What the exercise asks -> Return the complete listing that follows, with each line reproduced exactly.

Supplied data ->
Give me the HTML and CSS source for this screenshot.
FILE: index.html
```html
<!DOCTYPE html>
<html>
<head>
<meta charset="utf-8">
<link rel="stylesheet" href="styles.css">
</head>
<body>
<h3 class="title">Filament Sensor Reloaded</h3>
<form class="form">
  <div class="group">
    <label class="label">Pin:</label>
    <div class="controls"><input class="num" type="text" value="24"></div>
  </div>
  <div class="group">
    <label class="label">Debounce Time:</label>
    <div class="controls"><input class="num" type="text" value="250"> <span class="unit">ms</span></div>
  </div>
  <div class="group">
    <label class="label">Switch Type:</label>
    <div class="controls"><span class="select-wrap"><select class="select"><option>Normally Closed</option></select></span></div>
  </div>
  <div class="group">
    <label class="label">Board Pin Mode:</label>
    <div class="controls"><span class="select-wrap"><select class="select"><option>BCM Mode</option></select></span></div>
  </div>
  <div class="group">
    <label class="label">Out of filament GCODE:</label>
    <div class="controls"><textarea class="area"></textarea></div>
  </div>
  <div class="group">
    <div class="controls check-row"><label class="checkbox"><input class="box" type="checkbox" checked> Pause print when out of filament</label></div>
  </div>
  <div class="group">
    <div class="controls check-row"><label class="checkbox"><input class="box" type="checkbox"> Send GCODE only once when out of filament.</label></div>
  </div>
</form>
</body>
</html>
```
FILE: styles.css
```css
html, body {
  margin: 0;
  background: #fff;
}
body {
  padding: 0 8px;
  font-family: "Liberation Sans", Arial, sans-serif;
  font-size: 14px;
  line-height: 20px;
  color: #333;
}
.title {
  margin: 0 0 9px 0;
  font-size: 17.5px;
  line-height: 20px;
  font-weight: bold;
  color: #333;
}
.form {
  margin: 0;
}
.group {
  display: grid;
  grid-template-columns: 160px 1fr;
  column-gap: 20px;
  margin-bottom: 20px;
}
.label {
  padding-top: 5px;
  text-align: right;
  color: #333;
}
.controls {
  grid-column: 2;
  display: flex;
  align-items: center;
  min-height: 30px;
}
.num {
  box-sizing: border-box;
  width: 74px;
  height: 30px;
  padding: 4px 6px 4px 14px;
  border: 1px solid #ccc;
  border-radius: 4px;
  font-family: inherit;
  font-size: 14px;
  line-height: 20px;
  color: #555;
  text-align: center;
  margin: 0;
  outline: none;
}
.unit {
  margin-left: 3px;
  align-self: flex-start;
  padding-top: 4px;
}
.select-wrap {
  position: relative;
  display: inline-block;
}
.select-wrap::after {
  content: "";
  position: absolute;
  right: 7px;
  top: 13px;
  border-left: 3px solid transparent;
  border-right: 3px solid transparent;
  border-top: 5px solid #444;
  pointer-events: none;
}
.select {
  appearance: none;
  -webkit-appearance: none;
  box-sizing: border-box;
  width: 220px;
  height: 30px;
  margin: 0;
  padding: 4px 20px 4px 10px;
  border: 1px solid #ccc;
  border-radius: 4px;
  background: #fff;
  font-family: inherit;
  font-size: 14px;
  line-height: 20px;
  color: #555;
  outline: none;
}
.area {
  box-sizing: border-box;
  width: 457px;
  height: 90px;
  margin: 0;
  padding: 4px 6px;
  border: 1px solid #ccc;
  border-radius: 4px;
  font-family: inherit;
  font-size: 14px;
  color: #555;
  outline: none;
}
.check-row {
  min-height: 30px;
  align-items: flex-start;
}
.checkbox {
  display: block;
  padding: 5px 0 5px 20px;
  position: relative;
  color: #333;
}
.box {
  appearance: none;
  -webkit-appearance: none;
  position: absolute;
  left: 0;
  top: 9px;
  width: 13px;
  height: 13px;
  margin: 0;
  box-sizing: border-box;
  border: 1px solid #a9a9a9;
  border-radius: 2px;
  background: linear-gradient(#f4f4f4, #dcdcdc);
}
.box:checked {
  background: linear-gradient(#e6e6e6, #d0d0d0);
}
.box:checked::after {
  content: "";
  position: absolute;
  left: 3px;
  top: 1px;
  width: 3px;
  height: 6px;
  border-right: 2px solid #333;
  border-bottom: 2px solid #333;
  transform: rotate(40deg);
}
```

Task output ->
Give me the HTML and CSS source for this screenshot.
FILE: index.html
```html
<!DOCTYPE html>
<html>
<head>
<meta charset="utf-8">
<link rel="stylesheet" href="styles.css">
</head>
<body>
<h3 class="title">Filament Sensor Reloaded</h3>
<form class="form">
  <div class="group">
    <label class="label">Pin:</label>
    <div class="controls"><input class="num" type="text" value="24"></div>
  </div>
  <div class="group">
    <label class="label">Debounce Time:</label>
    <div class="controls"><input class="num" type="text" value="250"> <span class="unit">ms</span></div>
  </div>
  <div class="group">
    <label class="label">Switch Type:</label>
    <div class="controls"><span class="select-wrap"><select class="select"><option>Normally Closed</option></select></span></div>
  </div>
  <div class="group">
    <label class="label">Board Pin Mode:</label>
    <div class="controls"><span class="select-wrap"><select class="select"><option>BCM Mode</option></select></span></div>
  </div>
  <div class="group">
    <label class="label">Out of filament GCODE:</label>
    <div class="controls"><textarea class="area"></textarea></div>
  </div>
  <div class="group">
    <div class="controls check-row"><label class="checkbox"><input class="box" type="checkbox" checked> Pause print when out of filament</label></div>
  </div>
  <div class="group">
    <div class="controls check-row"><label class="checkbox"><input class="box" type="checkbox"> Send GCODE only once when out of filament.</label></div>
  </div>
</form>
</body>
</html>
```
FILE: styles.css
```css
html, body {
  margin: 0;
  background: #fff;
}
body {
  padding: 0 8px;
  font-family: "Liberation Sans", Arial, sans-serif;
  font-size: 14px;
  line-height: 20px;
  color: #333;
}
.title {
  margin: 0 0 9px 0;
  font-size: 17.5px;
  line-height: 20px;
  font-weight: bold;
  color: #333;
}
.form {
  margin: 0;
}
.group {
  display: grid;
  grid-template-columns: 160px 1fr;
  column-gap: 20px;
  margin-bottom: 20px;
}
.label {
  padding-top: 5px;
  text-align: right;
  color: #333;
}
.controls {
  grid-column: 2;
  display: flex;
  align-items: center;
  min-height: 30px;
}
.num {
  box-sizing: border-box;
  width: 74px;
  height: 30px;
  padding: 4px 6px 4px 14px;
  border: 1px solid #ccc;
  border-radius: 4px;
  font-family: inherit;
  font-size: 14px;
  line-height: 20px;
  color: #555;
  text-align: center;
  margin: 0;
  outline: none;
}
.unit {
  margin-left: 3px;
  align-self: flex-start;
  padding-top: 4px;
}
.select-wrap {
  position: relative;
  display: inline-block;
}
.select-wrap::after {
  content: "";
  position: absolute;
  right: 7px;
  top: 13px;
  border-left: 3px solid transparent;
  border-right: 3px solid transparent;
  border-top: 5px solid #444;
  pointer-events: none;
}
.select {
  appearance: none;
  -webkit-appearance: none;
  box-sizing: border-box;
  width: 220px;
  height: 30px;
  margin: 0;
  padding: 4px 20px 4px 10px;
  border: 1px solid #ccc;
  border-radius: 4px;
  background: #fff;
  font-family: inherit;
  font-size: 14px;
  line-height: 20px;
  color: #555;
  outline: none;
}
.area {
  box-sizing: border-box;
  width: 457px;
  height: 90px;
  margin: 0;
  padding: 4px 6px;
  border: 1px solid #ccc;
  border-radius: 4px;
  font-family: inherit;
  font-size: 14px;
  color: #555;
  outline: none;
}
.check-row {
  min-height: 30px;
  align-items: flex-start;
}
.checkbox {
  display: block;
  padding: 5px 0 5px 20px;
  position: relative;
  color: #333;
}
.box {
  appearance: none;
  -webkit-appearance: none;
  position: absolute;
  left: 0;
  top: 9px;
  width: 13px;
  height: 13px;
  margin: 0;
  box-sizing: border-box;
  border: 1px solid #a9a9a9;
  border-radius: 2px;
  background: linear-gradient(#f4f4f4, #dcdcdc);
}
.box:checked {
  background: linear-gradient(#e6e6e6, #d0d0d0);
}
.box:checked::after {
  content: "";
  position: absolute;
  left: 3px;
  top: 1px;
  width: 3px;
  height: 6px;
  border-right: 2px solid #333;
  border-bottom: 2px solid #333;
  transform: rotate(40deg);
}
```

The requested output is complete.